3.9. Quantile Normalization of Affymetrix CEL Files

As SVS imports Affymetrix CEL files it creates quantile normalized log2 ratios in order to more accurately find regions of copy number variation and for more accurate association testing on the CNV variants.

The process to generate normalized log2 ratios is very analogous to the methodology employed by Affymetrix [Affymetrix2007], scaled to handle thousands of cases and controls. The process is as follows:

  1. Depending on the Mapping array type, there are anywhere from 1 to 40 probes used to interrogate a given genotype. The Affymetrix 500k mapping array provides perfect match and mismatch probes, whereas the Affy 5.0 and 6.0 chips only include perfect match probes. We only use the means of the perfect match probes.

    • For Affy 500k, the NSP and STY A and B probe intensities are extracted separately. For a given marker (SNP or CNV) there may be anywhere from 1 to 40 probes. These are averaged to get a probe intensity per marker.

    • For Affy 5.0 and 6.0, the polymorphic SNP probes and the non-polymorphic copy number probes are extracted separately. The non-polymorphic probes only have an A intensity.

  2. The A and B probe intensities are quantile normalized per sample using the approach of [Bolstad2001] and [Bolstad2003]. 500k NSP and STY samples are quantile normalized separately, as are the Affy 5.0 and 6.0 polymorphic and non-polymorphic probes. The process is as follows:

    • For each of the autosomal A and B probes: sort the intensities for each sample in ascending order.

    • Replace the smallest value in each sample with the mean of the smallest values, the second smallest value in each sample with the mean of the second smallest, and so on for the entire set of probes.

    • Reorder the modified A and B intensities into their original order for all samples.

    • Calculate modified intensities for the non-autosomal (sex) probes by finding the closest autosomal intensity value and substituting its corresponding quantile-normalized intensity.

  3. Calculate a reference distribution and calculate log2 ratios:

    • Select a set of samples for the reference distribution, for instance the controls.

    • For each polymorphic probe, i, calculate the median of the quantile normalized A intensities and the median of the quantile normalized B intensities, A_{i, med}B_{i,med} for the reference samples. Then for a given pair of probe intensities A_i and B_i, the normalized copy number signal is the log2 ratio of the sum of the A_i and B_i probe intensities to the median A and B probe intensities:

      \text{Log2 ratio} = \log_2\left(\frac{A_i + B_i}{A_{i,med} + B_{i,med}}\right)

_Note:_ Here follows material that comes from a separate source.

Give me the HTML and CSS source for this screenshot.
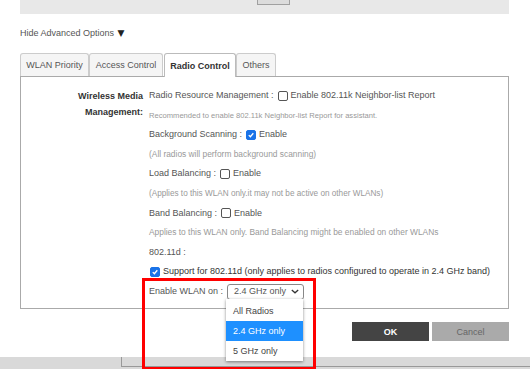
FILE: index.html
```html
<!DOCTYPE html>
<html>
<head>
<meta charset="utf-8">
<link rel="stylesheet" href="styles.css">
</head>
<body>
<div class="topbar"><span class="topbtn"></span></div>
<div class="advanced">Hide Advanced Options <span class="tri">▼</span></div>
<div class="tabs">
  <div class="tab t1">WLAN Priority</div>
  <div class="tab t2">Access Control</div>
  <div class="tab t3 active">Radio Control</div>
  <div class="tab t4">Others</div>
</div>
<div class="panel">
  <div class="label">Wireless Media<br>Management:</div>
  <div class="rows">
    <div class="row">Radio Resource Management : <span class="cb"></span> Enable 802.11k Neighbor-list Report</div>
    <div class="row note small">Recommended to enable 802.11k Neighbor-list Report for assistant.</div>
    <div class="row">Background Scanning : <span class="cb on"><svg viewBox="0 0 10 10"><path d="M2.2 5.2 L4.2 7.2 L7.9 2.8" fill="none" stroke="#fff" stroke-width="1.6"/></svg></span> Enable</div>
    <div class="row note">(All radios will perform background scanning)</div>
    <div class="row">Load Balancing : <span class="cb"></span> Enable</div>
    <div class="row note mid">(Applies to this WLAN only.it may not be active on other WLANs)</div>
    <div class="row">Band Balancing : <span class="cb"></span> Enable</div>
    <div class="row note">Applies to this WLAN only. Band Balancing might be enabled on other WLANs</div>
    <div class="row">802.11d :</div>
    <div class="row dark"><span class="cb on"><svg viewBox="0 0 10 10"><path d="M2.2 5.2 L4.2 7.2 L7.9 2.8" fill="none" stroke="#fff" stroke-width="1.6"/></svg></span> Support for 802.11d (only applies to radios configured to operate in 2.4 GHz band)</div>
    <div class="row">Enable WLAN on : <span class="select">2.4 GHz only<svg class="chev" viewBox="0 0 10 6"><path d="M1 1 L5 4.6 L9 1" fill="none" stroke="#333" stroke-width="1.6"/></svg></span></div>
  </div>
</div>
<div class="actions">
  <div class="btn ok">OK</div>
  <div class="btn cancel">Cancel</div>
</div>
<div class="bottom"><div class="bottombox"></div></div>
<div class="dropdown">
  <div class="opt">All Radios</div>
  <div class="opt sel">2.4 GHz only</div>
  <div class="opt">5 GHz only</div>
</div>
<div class="redbox"></div>
</body>
</html>
```
FILE: styles.css
```css
html, body { margin: 0; padding: 0; background: #fff; }
body {
  width: 530px; height: 369px; overflow: hidden; position: relative;
  font-family: "Liberation Sans", Arial, sans-serif; font-size: 9px; color: #555;
}
.topbar {
  margin-left: 20px; width: 489px; height: 14px; background: #e8e8e8;
  display: flex; align-items: flex-start;
}
.topbtn {
  margin-left: 237px; width: 31px; height: 4px; border: 1px solid #a0a0a0; border-top: 0;
  background: #dcdcdc;
}
.advanced { margin: 13px 0 0 20px; line-height: 12px; color: #555; }
.tri { font-size: 9px; color: #222; font-family: "DejaVu Sans", sans-serif; margin-left: 1px; }
.tabs { display: flex; margin: 14px 0 0 20px; height: 23px; }
.tab {
  border: 1px solid #ccc; border-bottom: 0; border-radius: 3px 3px 0 0; background: #f5f5f5;
  display: flex; align-items: center; justify-content: center; color: #555; height: 23px; box-sizing: border-box;
}
.t1 { width: 69px; }
.t2 { width: 74px; }
.t3 { width: 72px; margin-left: 1px; }
.t4 { width: 40px; }
.tab.active { background: #fff; color: #333; font-weight: bold; border-color: #bbb; height: 24px; position: relative; z-index: 1; }
.panel {
  margin-left: 20px; width: 489px; height: 233px; box-sizing: border-box;
  border: 1px solid #aaa; display: grid; grid-template-columns: 122px 1fr; column-gap: 6px;
  padding-top: 9px;
}
.label { text-align: right; font-weight: bold; color: #333; line-height: 16px; padding-top: 2px; }
.rows { display: flex; flex-direction: column; }
.row { line-height: 19.6px; height: 19.6px; white-space: nowrap; display: flex; align-items: center; gap: 3px; }
.row.note { color: #999; font-size: 8.4px; }
.row.note.small { font-size: 7.6px; }
.row.note.mid { font-size: 8.2px; }
.row.dark { color: #333; }
.cb {
  width: 8px; height: 8px; border: 1px solid #555; border-radius: 2px; display: inline-block; margin-left: 1px;
  background: #fff;
}
.cb.on { background: #1a73e8; border-color: #1a73e8; }
.cb svg { display: block; width: 8px; height: 8px; }
.select {
  margin-left: 1px; width: 77px; height: 16px; box-sizing: border-box; border: 1px solid #888; border-radius: 3px;
  display: flex; align-items: center; justify-content: space-between; padding: 0 4px 0 6px; color: #555;
}
.chev { width: 8px; height: 5px; }
.actions { display: flex; justify-content: flex-end; gap: 3px; margin: 13px 21px 0 0; }
.btn { width: 77px; height: 19px; display: flex; align-items: center; justify-content: center; }
.ok { background: #444; color: #fff; font-weight: bold; }
.cancel { background: #aaa; color: #666; }
.bottom { margin-top: 16px; height: 12px; background: #d9d9d9; padding-left: 121px; }
.bottombox { height: 9px; border-left: 1px solid #999; border-bottom: 1px solid #999; }
.dropdown {
  position: absolute; left: 226px; top: 299px; width: 77px; background: #fff;
  box-shadow: 0 1px 3px rgba(0,0,0,0.45); padding-top: 2px; padding-bottom: 0;
}
.opt { height: 20px; line-height: 20px; padding-left: 7px; color: #444; }
.opt.sel { background: #1e90ff; color: #fff; }
.redbox {
  position: absolute; left: 142px; top: 278px; width: 174px; height: 91px; box-sizing: border-box;
  border: 3px solid #ff0000; border-bottom-width: 2px;
}
```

    • For non-polymorphic probes, there is no B intensity, but the analogous normalization is performed:

      \text{Log2 ratio} = \log_2\left(\frac{A_i}{A_{i,med}}\right)

  4. Join together distributions:

    • Recall, for the 500k, the NSP and STY log2 ratios are calculated separately. Also, for arrays containing non-polymorphic copy number probes, these must be joined with the polymorphic probes. We join different arrays together by the “virtual array generation” procedure outlined in section 7 of [Affymetrix2007].

    • The Affymetrix procedure defines a log2 ratio range for defining which markers are copy-neutral. Rather than doing this, we sample from the middle 1/3 of the distribution of autosomal log2 ratios, but follow the same procedure of centering the copy number log2 ratios about zero by subtracting the mean of the copy-neutral markers, and scaling the distributions by their respective signal to noise ratios.